Hay sentidos de la oportunidad que pueden ser devastadores para la democracia o para los derechos de la gente. Por ejemplo, aquellos negocios que montan ciertos grupos empresariales aprovechándose del colapso de un servicio público. Y todo legitimado bajo un tramposo discurso del interés general.
Es lo que va a ocurrir con la generación de energía eléctrica en el país, un servicio que, por su naturaleza, debería ser tan amplio, universal y accesible como el aire que respiramos. ¿Quién con dos dedos de frente puede oponerse a que la electricidad llegue hasta el último hogar ecuatoriano? Pues ese argumento es el que están esgrimiendo esos grupos para justificar la privatización del servicio. Si el Estado no es capaz, nosotros sí podemos hacerlo, proclaman a los cuatro vientos.
Además de asegurarse un jugoso negocio directo, apuntan a garantizar la provisión de electricidad para sus actividades productivas. Y le dejan al Estado el hueso del suministro no rentable.
Habrá que ver hasta qué punto la ineptitud y la negligencia de los últimos 15 gobiernos (en concreto, desde que terminó la dictadura militar de Rodríguez Lara) han sido deliberadas. No sería de sorprenderse. El tema es que a esa desidia sistemática hoy se añade un fenómeno climático que puede terminar paralizando al país. Pero a pesar de la urgencia, las élites económicas no ven más allá de sus intereses particulares. Poco les importa la catástrofe nacional.
Es cierto que el Estado ha demostrado una ineficiencia crónica en la planificación de la producción sostenible de energía eléctrica. Pero el Estado no es un ser anodino, anónimo, amorfo e inmaterial al cual endosarle responsabilidades. El Estado es administrado por gobiernos reales y tangibles, por funcionarios de carne y hueso con nombre y apellido, por burocracias que también saben bailar al son de los intereses privados. Existen complicidades históricas y estructurales, y no solo las célebres puertas giratorias, ese mecanismo perverso que permite que altos funcionarios públicos y empresarios roten entre ambas esferas, es decir, entre el Estado y el sector privado. Van y vuelven en función de agendas y negocios particulares. Es una vieja y reiterada estrategia.

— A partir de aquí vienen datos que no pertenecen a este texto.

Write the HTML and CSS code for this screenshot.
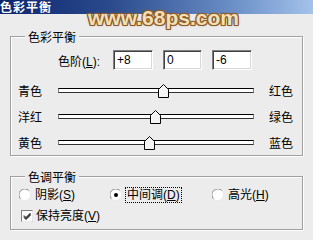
FILE: index.html
```html
<!DOCTYPE html>
<html lang="zh">
<head>
<meta charset="utf-8">
<title>色彩平衡</title>
<link rel="stylesheet" href="styles.css">
</head>
<body>
<div class="dialog">
  <div class="titlebar"><span class="title">色彩平衡</span></div>
  <div class="watermark">www.68ps.com</div>
  <div class="content">
    <fieldset class="group group-balance">
      <legend>色彩平衡</legend>
      <div class="levels">
        <span class="levels-label">色阶(<u>L</u>):</span>
        <div class="field">+8</div>
        <div class="field field-mid">0</div>
        <div class="field">-6</div>
      </div>
      <div class="slider-row">
        <span class="side-label">青色</span>
        <div class="track"><svg class="thumb" style="--v:8" width="11" height="14" viewBox="0 0 11 14"><polygon points="0.5,5.5 5.5,0.5 10.5,5.5 10.5,13.5 0.5,13.5" fill="#f4f4f4" stroke="#000"/><polyline points="1.5,12.5 1.5,5.9 5.5,1.9" fill="none" stroke="#fff"/></svg></div>
        <span class="side-label side-right">红色</span>
      </div>
      <div class="slider-row">
        <span class="side-label">洋红</span>
        <div class="track"><svg class="thumb" style="--v:0" width="11" height="14" viewBox="0 0 11 14"><polygon points="0.5,5.5 5.5,0.5 10.5,5.5 10.5,13.5 0.5,13.5" fill="#f4f4f4" stroke="#000"/><polyline points="1.5,12.5 1.5,5.9 5.5,1.9" fill="none" stroke="#fff"/></svg></div>
        <span class="side-label side-right">绿色</span>
      </div>
      <div class="slider-row">
        <span class="side-label">黄色</span>
        <div class="track"><svg class="thumb" style="--v:-6" width="11" height="14" viewBox="0 0 11 14"><polygon points="0.5,5.5 5.5,0.5 10.5,5.5 10.5,13.5 0.5,13.5" fill="#f4f4f4" stroke="#000"/><polyline points="1.5,12.5 1.5,5.9 5.5,1.9" fill="none" stroke="#fff"/></svg></div>
        <span class="side-label side-right">蓝色</span>
      </div>
    </fieldset>

    <fieldset class="group group-tone">
      <legend>色调平衡</legend>
      <div class="radio-row">
        <label class="option option-1">
          <svg class="radio" width="12" height="12" viewBox="0 0 12 12"><circle cx="6" cy="6" r="5.5" fill="#fff"/><path d="M1.6 9.9 A5.5 5.5 0 0 1 9.9 1.6" fill="none" stroke="#8a8a8a"/><path d="M9.9 1.6 A5.5 5.5 0 0 1 1.6 9.9" fill="none" stroke="#e8e8e8"/></svg>
          <span>阴影(<u>S</u>)</span>
        </label>
        <label class="option option-2">
          <svg class="radio" width="12" height="12" viewBox="0 0 12 12"><circle cx="6" cy="6" r="5.5" fill="#fff"/><path d="M1.6 9.9 A5.5 5.5 0 0 1 9.9 1.6" fill="none" stroke="#8a8a8a"/><path d="M9.9 1.6 A5.5 5.5 0 0 1 1.6 9.9" fill="none" stroke="#e8e8e8"/><circle cx="6" cy="6" r="2" fill="#000"/></svg>
          <span class="focus">中间调(<u>D</u>)</span>
        </label>
        <label class="option">
          <svg class="radio" width="12" height="12" viewBox="0 0 12 12"><circle cx="6" cy="6" r="5.5" fill="#fff"/><path d="M1.6 9.9 A5.5 5.5 0 0 1 9.9 1.6" fill="none" stroke="#8a8a8a"/><path d="M9.9 1.6 A5.5 5.5 0 0 1 1.6 9.9" fill="none" stroke="#e8e8e8"/></svg>
          <span>高光(<u>H</u>)</span>
        </label>
      </div>
      <label class="check-row">
        <svg class="checkbox" width="12" height="12" viewBox="0 0 12 12"><rect x="0.5" y="0.5" width="11" height="11" fill="#fff" stroke="#808080"/><path d="M11.5 0.5 V11.5 H0.5" fill="none" stroke="#e8e8e8"/><path d="M3 5.5 L5 7.5 L9.5 3 M3 6.5 L5 8.5 L9.5 4 M3 7.5 L5 9.5 L9.5 5" fill="none" stroke="#000"/></svg>
        <span>保持亮度(<u>V</u>)</span>
      </label>
    </fieldset>
  </div>
</div>
</body>
</html>
```

FILE: styles.css
```css
* { box-sizing: border-box; }

html, body {
  margin: 0;
  padding: 0;
  background: #ececec;
}

body {
  width: 313px;
  height: 240px;
  overflow: hidden;
  font-family: "Liberation Sans", "Noto Sans CJK SC", sans-serif;
  font-size: 12px;
  color: #000;
}

.dialog {
  position: relative;
  width: 313px;
  height: 240px;
}

.titlebar {
  height: 14px;
  background: linear-gradient(to right, #0e246e 0%, #2a4a8c 35%, #6c90c8 75%, #a4c2ea 100%);
  display: flex;
  align-items: center;
}

.title {
  color: #fff;
  font-family: "Noto Sans CJK SC", sans-serif;
  font-weight: bold;
  font-size: 12px;
  line-height: 14px;
  letter-spacing: 1px;
}

.watermark {
  position: absolute;
  left: 88px;
  top: 7px;
  font-family: "Liberation Sans", sans-serif;
  font-weight: bold;
  font-size: 21px;
  line-height: 21px;
  color: #f3e0b6;
  text-shadow:
    1px 0 0 #8a5a2c, -1px 0 0 #8a5a2c, 0 1px 0 #8a5a2c, 0 -1px 0 #8a5a2c,
    1px 1px 0 #8a5a2c, -1px -1px 0 #8a5a2c, 1px -1px 0 #8a5a2c, -1px 1px 0 #8a5a2c,
    0 0 3px #a0703c;
}

.content {
  padding: 16px 10px 0 10px;
}

.group {
  margin: 0;
  padding: 0;
  min-width: 0;
  border: 1px solid #a0a0a0;
  box-shadow: inset 1px 1px 0 #fff, 1px 1px 0 #fff;
}

.group legend {
  margin-left: 14px;
  padding: 0 3px;
  font-family: "Noto Sans CJK SC", sans-serif;
  font-size: 12px;
  line-height: 13px;
  background: #ececec;
}

.levels {
  display: flex;
  align-items: center;
  margin: 7px 0 0 47px;
  height: 20px;
}

.levels-label {
  width: 55px;
  flex: none;
}

.field {
  flex: none;
  width: 40px;
  height: 20px;
  margin-right: 10px;
  background: #fff;
  border-top: 1px solid #808080;
  border-left: 1px solid #808080;
  border-right: 1px solid #fff;
  border-bottom: 1px solid #fff;
  box-shadow: inset 1px 1px 0 #404040, inset -1px -1px 0 #d8d8d8;
  padding: 2px 0 0 3px;
  line-height: 15px;
  font-size: 12px;
}

.field-mid { width: 39px; }

.slider-row {
  display: flex;
  align-items: center;
  height: 26px;
  padding-left: 7px;
}

.levels + .slider-row { margin-top: 7px; }

.side-label {
  flex: none;
  width: 40px;
  font-family: "Noto Sans CJK SC", sans-serif;
}

.side-right {
  width: auto;
  margin-left: 15px;
}

.track {
  flex: none;
  position: relative;
  width: 196px;
  height: 5px;
  background: #fff;
  border-top: 1px solid #000;
  border-bottom: 1px solid #303030;
  border-left: 1px solid #808080;
  border-right: 1px solid #808080;
}

.thumb {
  position: absolute;
  top: -5px;
  left: calc(50% - 6.5px + var(--v) * 1px);
}

.group-tone {
  margin-top: 14px;
  padding-bottom: 6px;
}

.radio-row {
  display: flex;
  align-items: center;
  height: 14px;
  margin-top: 5px;
  padding-left: 8px;
}

.option {
  display: flex;
  align-items: center;
  gap: 4px;
}

.option-1 { width: 91px; }
.option-2 { width: 102px; }

.radio, .checkbox { flex: none; display: block; }

.option span, .check-row span {
  font-family: "Liberation Sans", "Noto Sans CJK SC", sans-serif;
  line-height: 14px;
}

.focus {
  outline: 1px dotted #000;
  outline-offset: 0;
  padding: 0 1px;
}

.check-row {
  display: flex;
  align-items: center;
  gap: 3px;
  height: 14px;
  margin-top: 7px;
  padding-left: 10px;
}

u { text-decoration: underline; }
```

En ese sentido, que ciertos empresarios estigmaticen al sector público por su incapacidad para cumplir con sus obligaciones es un acto de hipocresía. No solo eso: es un acto de cinismo. Porque se han pasado toda la vida incidiendo en la inoperancia del sector público, ya sea de manera directa o por medio de sus operadores políticos. La corrupción, por citar una de las peores taras institucionales, no funciona sin la influencia ni la complicidad del sector privado. Al igual que la ineptitud estatal.